Hommage à Aldo Ciccolini
A la suite du décès du pianiste Aldo Ciccolini, un de ses amis a voulu publier un hommage au grand musicien.
Aldo, notre cher Aldo est parti, vers un monde supposé meilleur.
Ainsi après notre non moins chère Madame Liszt disparue trop tôt il y aura bientôt trois ans, notre cher monsieur “l’insistance publique” comme aimaient à le surnommer certains de ses élèves du Conservatoire est parti la rejoindre, ainsi que ses amis pianistes admirés, au premier rang desquels Wilhelm Backhaus, Arturo Benedetti Michelangeli, mais aussi Samson François qui avait dit d’Aldo qu’il était “la grâce”; Arthur Schnabel qu’Aldo avait rencontré lors de son premier récital aux Etats-Unis en 1949 ; cet encore autre Arthur, Rubinstein celui-là dont Aldo aimait le style impeccable dans les Mazurkas de Chopin; il rejoindra aussi ses amis Julius Katchen, Georges Cziffra ou Jorge Bolet, ou ses maîtres Paolo Denza, Marguerite Long, Alfred Cortot et Yves Nat ou des géants russes Vladimir Horowitz, Sviatoslav Richter et Emil Gilels.
Aldo fait partie du panthéon des grands pianistes et ce malgré son inclination naturelle à ne pas vouloir être considéré comme une “star”… il est pourtant l’égal de tous ces titans du clavier, car enfin quelle prodigieuse carrière que la sienne!
Depuis 1949, jusqu’à il y a quelques semaines, cet homme-là n’aura jamais dételé, n’aura jamais mis sa vie de globe-trotter du piano entre parenthèses, même après une opération chirurgicale lourde survenue en 1984 il partait se reposer… en faisant une tournée aux Etats-Unis!
Très peu de pianistes, y compris parmi les plus grands, peuvent se targuer d’une telle longévité sur scène.
Mais Aldo aura aussi été en plus de l’immense pianiste qui laissera des souvenirs mémorables à une multitude de gens de par le monde, un très grand pédagogue… car parlant en ami et en guide et pas en vulgaire “prof’. Doué d’un calme, d’une patience, d’une science tant humaine et je dirais même psychologique que musicale, il était comme une source d’énergie vitale. Bien des fois je suis reparti de chez lui gonflé à bloc et comme rasséréné avec trois fois plus d’énergie qu’en y arrivant, et je suis sûr que bien d’autres élèves que moi et de moins modestes, ont ressenti la même chose. Je pense à ces grands pianistes qui sont tous ses enfants spirituels, de Jean-Yves Thibaudet à Marie-Josèphe Jude, d’Akiko Ebi qui parle si bien de lui à Nicholas Angelich. Que ceux dont j’omets les noms me pardonnent: je viens juste de citer la partie immergée de l’iceberg qui constituait ses enfant en “ribammbelle”, comme il aimait à le dire.
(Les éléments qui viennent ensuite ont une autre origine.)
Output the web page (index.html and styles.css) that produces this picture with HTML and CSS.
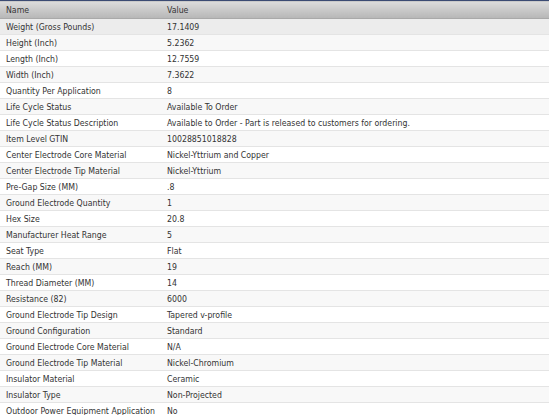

Aldo avait été très marqué par le souhait (ou était-ce une prophétie?) d’un des premiers grands chefs avec qui il avait eu l’honneur de travailler : Dimitri Mitropoulos. Celui-ci se voyait mourir sur scène ou au Mont Athos, et il est mort en répétition. Aldo ne nous a pas quitté en plein concert c’est vrai… mais il y a encore peu de temps il était en tournée au Japon, et le 20 novembre il enregistrait la Sonate de Grieg pour l’émission de notre ami Philippe Cassard “Notes du traducteur” qui nous offrait sans le savoir, une émission chant du cygne très émouvante.
Pour ma part, ce qui m’a toujours fasciné chez Aldo, c’est cette connaissance illimitée de la musique, et pas seulement pour le piano. Cette science musicale infinie semblait ne pas avoir de bornes et elle se reflète dans l’étendue phénoménale de son répertoire, enregistré ou non.
Je me souviens d’une soirée en particulier, chez lui, où nous évoquions nos partitions préférées pour orchestre. Nous avions parlé d’oeuvres aussi différentes que la Symphonie inachevée de Schubert et Schéhérazade de Rimsky-Korsakov. à un moment, Aldo s’est installé devant son Fazioli et m’a joué des pans entiers de ces deux oeuvres de mémoire… je crois que de ma vie, je n’ai jamais été autant subjugué que ce soir-là…
Aldo a cette simplicité que seuls possèdent les vrais grands artistes, et il restera à jamais dans la mémoire de ceux qui l’ont connu et ont travaillé avec lui, comme une source de joies musicales, d’amitié. Comme un géant de la musique sous l’apparence d’un homme simple, généreux et disponible.